Real-world workplace analysis

Posture tracking results
Findings
Analysis of 3,832 observations revealed significant effects of camera configuration, posture variation, and viewpoint on joint angle measurement accuracy.
Overall Error
Across all observations, the median RMSE was 15.07° (IQR: 9.63°–26.49°). Each main effect (posture variation, camera configuration, view) and two-way interactions were statistically significant (p < 0.01 for all effects).
RMSE by Camera Configuration
The monocular configuration produced the lowest median RMSE, while the monocular+depth configuration showed the highest error. Stereo performed comparably to monocular overall.
| Configuration | Median RMSE | IQR |
|---|---|---|
| Monocular (MediaPipe) | 12.96° | 8.72°–19.70° |
| Stereo (Zed 2i) | 13.33° | 8.80°–26.17° |
| Monocular+Depth (RealSense) | 21.07° | 13.11°–33.48° |
Posture Variation Effects
Higher posture variation increased median RMSE from 11.83° (low) to 17.54° (high) across all configurations. The difference was smallest for monocular (~2°), followed by stereo (~7°) and monocular+depth (~12°). Mean-adjusted analysis revealed a three-fold increase in effect size, indicating camera-specific baselines had masked the true impact of movement complexity.
Viewpoint Effects
The dominant-side camera view produced a median RMSE of 13.27° versus 16.67° for the non-dominant view. The non-dominant view increased RMSE by ~4° for monocular and ~9° for monocular+depth, but less than 0.2° for stereo.
Joint-Specific Error
Joint type was the largest source of error variability. After mean adjustment, the hierarchy was: elbow (24.82°) > trunk (9.51°) > shoulder (7.62°) > knee (6.45°). Camera configuration showed a modest decrease in effect size with mean adjustment, suggesting ~11% of apparent performance differences were attributable to systematic biases.
Key Outcomes
- Identified optimal camera configurations for workplace deployment
- Quantified accuracy limitations of current pose estimation methods
- Established guidelines for practical implementation
- Published findings in peer-reviewed venues
Discussion
The results provide practical guidance for deploying computer vision-based posture assessment in occupational settings.
Monocular as Default
Despite the intuitive expectation that stereo or depth-augmented systems would outperform monocular approaches, the monocular MediaPipe configuration produced the lowest overall error. This suggests that mature 2D-to-3D lifting algorithms can compensate for the absence of direct depth measurement, at least for the joint angles and movement patterns evaluated in this study.
Camera Placement Matters
The dominant-side oblique view consistently produced lower errors than the non-dominant view across configurations. This finding has direct implications for workplace deployment: positioning the camera on the active side of the worker at a 45° angle provides the best joint angle estimates, particularly for monocular systems where viewpoint sensitivity is highest.

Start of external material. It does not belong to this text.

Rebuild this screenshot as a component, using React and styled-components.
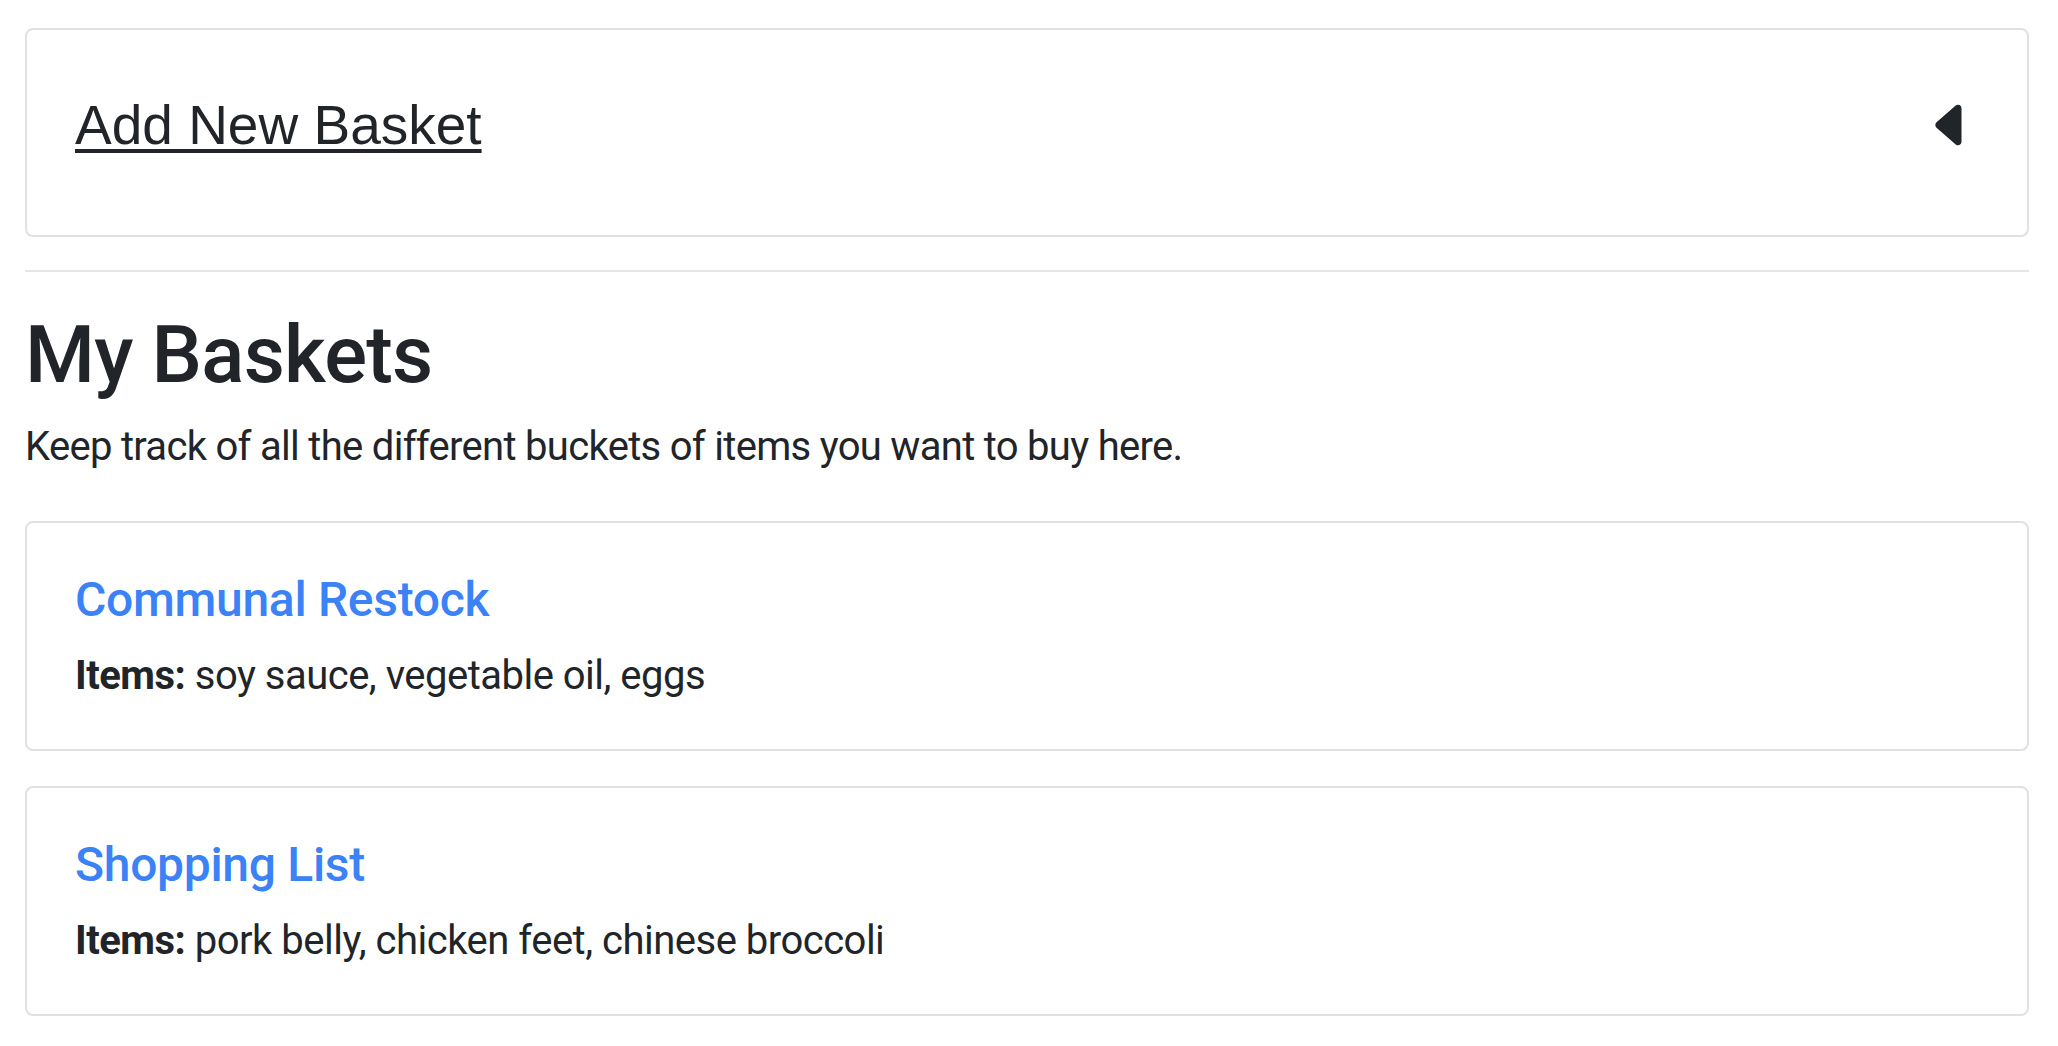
import React from "react";
import styled, { createGlobalStyle } from "styled-components";

const GlobalStyle = createGlobalStyle`
  html, body { margin: 0; padding: 0; background: #ffffff; }
  body {
    font-family: Roboto, Inter, "Liberation Sans", sans-serif;
    color: #212529;
    -webkit-font-smoothing: antialiased;
  }
  * { box-sizing: border-box; }
`;

const Page = styled.main`
  padding: 28px 29px 0 25px;
  display: flex;
  flex-direction: column;
`;

const Card = styled.section`
  border: 2px solid #dfe1e5;
  border-radius: 8px;
  background: #fff;
  padding: ${(p) => p.$pad};
  margin-bottom: ${(p) => p.$gap || "0"};
`;

const AddRow = styled.div`
  display: flex;
  align-items: center;
  justify-content: space-between;
`;

const AddTitle = styled.h3`
  margin: 0;
  font-family: "Liberation Sans", Arial, sans-serif;
  font-size: 55px;
  font-weight: 400;
  line-height: 66px;
  color: #212529;
  text-decoration: underline;
  text-decoration-thickness: 4px;
  text-underline-offset: 5px;
  cursor: pointer;
`;

const Caret = styled.svg`
  width: 56px;
  height: 56px;
  flex: none;
  fill: #212529;
`;

const Rule = styled.hr`
  margin: 33px 0 0;
  border: 0;
  border-top: 2px solid #e6e6e6;
`;

const Heading = styled.h1`
  margin: 35px 0 0;
  font-size: 80px;
  font-weight: 500;
  line-height: 96px;
  letter-spacing: -0.8px;
`;

const Lead = styled.p`
  margin: 14px 0 44px;
  font-size: 40px;
  line-height: 60px;
  font-weight: 400;
  letter-spacing: -0.7px;
`;

const BasketTitle = styled.a`
  display: block;
  font-size: 48px;
  font-weight: 500;
  line-height: 58px;
  color: #3b82f6;
  text-decoration: none;
  letter-spacing: -0.3px;
  margin-bottom: 17px;
`;

const ItemsText = styled.p`
  margin: 0;
  font-size: 40px;
  line-height: 60px;
  letter-spacing: -0.5px;
`;

const Label = styled.strong`
  font-weight: 700;
`;

const baskets = [
  { name: "Communal Restock", items: "soy sauce, vegetable oil, eggs" },
  { name: "Shopping List", items: "pork belly, chicken feet, chinese broccoli" },
];

export default function App() {
  return (
    <>
      <GlobalStyle />
      <Page>
        <Card $pad="62px 48px 77px">
          <AddRow>
            <AddTitle>Add New Basket</AddTitle>
            <Caret viewBox="0 0 16 16" aria-hidden="true">
              <path d="m3.86 8.753 5.482 4.796c.646.566 1.658.106 1.658-.753V3.204a1 1 0 0 0-1.659-.753l-5.48 4.796a1 1 0 0 0 0 1.506z" />
            </Caret>
          </AddRow>
        </Card>
        <Rule />
        <Heading>My Baskets</Heading>
        <Lead>Keep track of all the different buckets of items you want to buy here.</Lead>
        {baskets.map((b, i) => (
          <Card key={b.name} $pad="48px 48px 43px" $gap={i < baskets.length - 1 ? "35px" : "0"}>
            <BasketTitle href="#">{b.name}</BasketTitle>
            <ItemsText>
              <Label>Items:</Label> {b.items}
            </ItemsText>
          </Card>
        ))}
      </Page>
    </>
  );
}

Practical Deployment Considerations
Off-the-shelf computer vision systems can support occupational posture assessment when deployed with appropriate expectations. The median RMSE of 15° is within acceptable ranges for many ergonomic screening applications, though joint-specific limitations (particularly at the elbow) should be considered. Movement complexity significantly affects accuracy, suggesting that dynamic, high-variation tasks may require more robust tracking solutions or multi-camera setups.